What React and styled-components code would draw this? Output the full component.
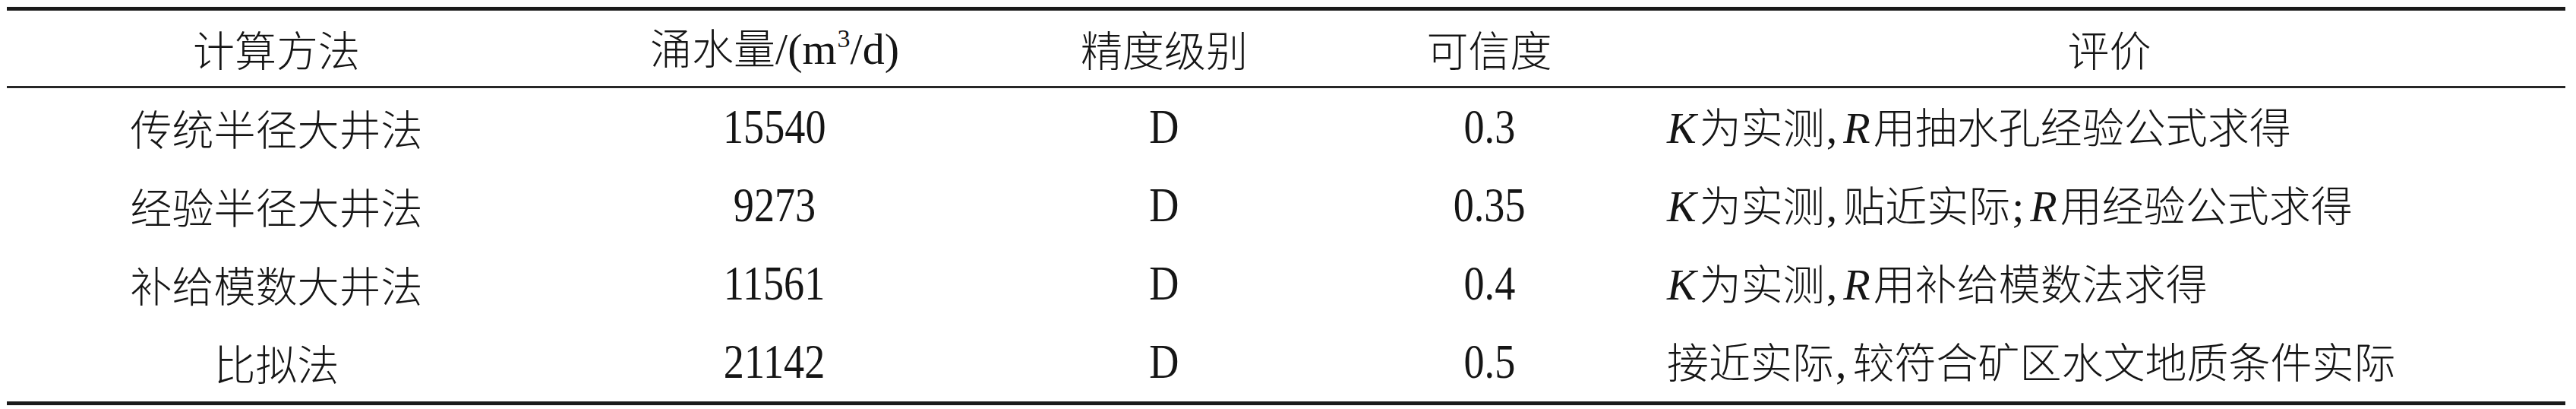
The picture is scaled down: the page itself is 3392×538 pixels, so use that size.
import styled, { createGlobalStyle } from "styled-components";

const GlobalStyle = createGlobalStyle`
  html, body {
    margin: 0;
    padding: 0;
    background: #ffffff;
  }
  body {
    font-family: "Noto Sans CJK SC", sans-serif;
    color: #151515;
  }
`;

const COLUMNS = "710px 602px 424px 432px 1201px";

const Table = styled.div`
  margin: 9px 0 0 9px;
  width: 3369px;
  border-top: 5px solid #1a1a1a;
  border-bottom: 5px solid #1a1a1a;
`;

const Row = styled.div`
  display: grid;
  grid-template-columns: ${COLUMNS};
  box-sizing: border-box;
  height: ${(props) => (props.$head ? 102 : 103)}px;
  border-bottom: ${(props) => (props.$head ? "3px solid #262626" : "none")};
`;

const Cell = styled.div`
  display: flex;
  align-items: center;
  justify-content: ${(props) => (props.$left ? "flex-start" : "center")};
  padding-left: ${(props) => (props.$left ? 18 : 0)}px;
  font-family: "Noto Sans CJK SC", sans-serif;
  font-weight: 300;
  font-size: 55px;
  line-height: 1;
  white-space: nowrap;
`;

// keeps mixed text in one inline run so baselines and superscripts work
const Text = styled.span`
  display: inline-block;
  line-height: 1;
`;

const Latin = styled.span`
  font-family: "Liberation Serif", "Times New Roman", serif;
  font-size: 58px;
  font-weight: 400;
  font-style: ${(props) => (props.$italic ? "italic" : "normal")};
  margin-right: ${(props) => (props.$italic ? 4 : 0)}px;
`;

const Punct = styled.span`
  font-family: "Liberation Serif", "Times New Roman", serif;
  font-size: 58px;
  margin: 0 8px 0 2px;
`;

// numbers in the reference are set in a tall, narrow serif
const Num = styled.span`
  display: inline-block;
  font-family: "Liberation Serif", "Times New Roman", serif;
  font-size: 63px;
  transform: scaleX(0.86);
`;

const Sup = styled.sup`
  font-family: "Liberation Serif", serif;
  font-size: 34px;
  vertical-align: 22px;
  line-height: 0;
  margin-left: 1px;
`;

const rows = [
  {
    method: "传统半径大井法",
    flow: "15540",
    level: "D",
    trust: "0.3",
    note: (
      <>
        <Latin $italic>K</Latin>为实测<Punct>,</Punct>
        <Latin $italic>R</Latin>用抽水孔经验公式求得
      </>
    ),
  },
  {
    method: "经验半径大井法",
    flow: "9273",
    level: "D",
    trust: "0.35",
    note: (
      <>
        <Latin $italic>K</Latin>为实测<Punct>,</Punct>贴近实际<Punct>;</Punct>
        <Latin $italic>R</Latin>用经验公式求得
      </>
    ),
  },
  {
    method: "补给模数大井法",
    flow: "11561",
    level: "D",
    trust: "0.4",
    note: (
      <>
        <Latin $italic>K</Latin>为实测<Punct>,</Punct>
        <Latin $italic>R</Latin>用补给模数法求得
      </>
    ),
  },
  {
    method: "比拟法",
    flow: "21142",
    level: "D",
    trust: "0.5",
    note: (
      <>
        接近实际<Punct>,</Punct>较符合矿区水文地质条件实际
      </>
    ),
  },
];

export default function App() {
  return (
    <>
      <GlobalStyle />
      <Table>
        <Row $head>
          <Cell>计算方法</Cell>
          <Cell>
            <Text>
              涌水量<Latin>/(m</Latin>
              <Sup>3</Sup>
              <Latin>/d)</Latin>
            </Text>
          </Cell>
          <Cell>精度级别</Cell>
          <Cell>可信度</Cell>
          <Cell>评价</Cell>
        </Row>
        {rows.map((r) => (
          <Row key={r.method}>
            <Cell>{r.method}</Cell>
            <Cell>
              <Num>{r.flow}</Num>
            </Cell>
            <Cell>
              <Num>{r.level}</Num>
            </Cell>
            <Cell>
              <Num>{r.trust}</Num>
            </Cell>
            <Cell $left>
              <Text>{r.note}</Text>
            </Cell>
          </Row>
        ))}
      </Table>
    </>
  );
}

Stated problem => Skip the images and write out the rest of the listing exactly.

Solution to this problem =>
What React and styled-components code would draw this? Output the full component.
The picture is scaled down: the page itself is 3392×538 pixels, so use that size.
import styled, { createGlobalStyle } from "styled-components";

const GlobalStyle = createGlobalStyle`
  html, body {
    margin: 0;
    padding: 0;
    background: #ffffff;
  }
  body {
    font-family: "Noto Sans CJK SC", sans-serif;
    color: #151515;
  }
`;

const COLUMNS = "710px 602px 424px 432px 1201px";

const Table = styled.div`
  margin: 9px 0 0 9px;
  width: 3369px;
  border-top: 5px solid #1a1a1a;
  border-bottom: 5px solid #1a1a1a;
`;

const Row = styled.div`
  display: grid;
  grid-template-columns: ${COLUMNS};
  box-sizing: border-box;
  height: ${(props) => (props.$head ? 102 : 103)}px;
  border-bottom: ${(props) => (props.$head ? "3px solid #262626" : "none")};
`;

const Cell = styled.div`
  display: flex;
  align-items: center;
  justify-content: ${(props) => (props.$left ? "flex-start" : "center")};
  padding-left: ${(props) => (props.$left ? 18 : 0)}px;
  font-family: "Noto Sans CJK SC", sans-serif;
  font-weight: 300;
  font-size: 55px;
  line-height: 1;
  white-space: nowrap;
`;

// keeps mixed text in one inline run so baselines and superscripts work
const Text = styled.span`
  display: inline-block;
  line-height: 1;
`;

const Latin = styled.span`
  font-family: "Liberation Serif", "Times New Roman", serif;
  font-size: 58px;
  font-weight: 400;
  font-style: ${(props) => (props.$italic ? "italic" : "normal")};
  margin-right: ${(props) => (props.$italic ? 4 : 0)}px;
`;

const Punct = styled.span`
  font-family: "Liberation Serif", "Times New Roman", serif;
  font-size: 58px;
  margin: 0 8px 0 2px;
`;

// numbers in the reference are set in a tall, narrow serif
const Num = styled.span`
  display: inline-block;
  font-family: "Liberation Serif", "Times New Roman", serif;
  font-size: 63px;
  transform: scaleX(0.86);
`;

const Sup = styled.sup`
  font-family: "Liberation Serif", serif;
  font-size: 34px;
  vertical-align: 22px;
  line-height: 0;
  margin-left: 1px;
`;

const rows = [
  {
    method: "传统半径大井法",
    flow: "15540",
    level: "D",
    trust: "0.3",
    note: (
      <>
        <Latin $italic>K</Latin>为实测<Punct>,</Punct>
        <Latin $italic>R</Latin>用抽水孔经验公式求得
      </>
    ),
  },
  {
    method: "经验半径大井法",
    flow: "9273",
    level: "D",
    trust: "0.35",
    note: (
      <>
        <Latin $italic>K</Latin>为实测<Punct>,</Punct>贴近实际<Punct>;</Punct>
        <Latin $italic>R</Latin>用经验公式求得
      </>
    ),
  },
  {
    method: "补给模数大井法",
    flow: "11561",
    level: "D",
    trust: "0.4",
    note: (
      <>
        <Latin $italic>K</Latin>为实测<Punct>,</Punct>
        <Latin $italic>R</Latin>用补给模数法求得
      </>
    ),
  },
  {
    method: "比拟法",
    flow: "21142",
    level: "D",
    trust: "0.5",
    note: (
      <>
        接近实际<Punct>,</Punct>较符合矿区水文地质条件实际
      </>
    ),
  },
];

export default function App() {
  return (
    <>
      <GlobalStyle />
      <Table>
        <Row $head>
          <Cell>计算方法</Cell>
          <Cell>
            <Text>
              涌水量<Latin>/(m</Latin>
              <Sup>3</Sup>
              <Latin>/d)</Latin>
            </Text>
          </Cell>
          <Cell>精度级别</Cell>
          <Cell>可信度</Cell>
          <Cell>评价</Cell>
        </Row>
        {rows.map((r) => (
          <Row key={r.method}>
            <Cell>{r.method}</Cell>
            <Cell>
              <Num>{r.flow}</Num>
            </Cell>
            <Cell>
              <Num>{r.level}</Num>
            </Cell>
            <Cell>
              <Num>{r.trust}</Num>
            </Cell>
            <Cell $left>
              <Text>{r.note}</Text>
            </Cell>
          </Row>
        ))}
      </Table>
    </>
  );
}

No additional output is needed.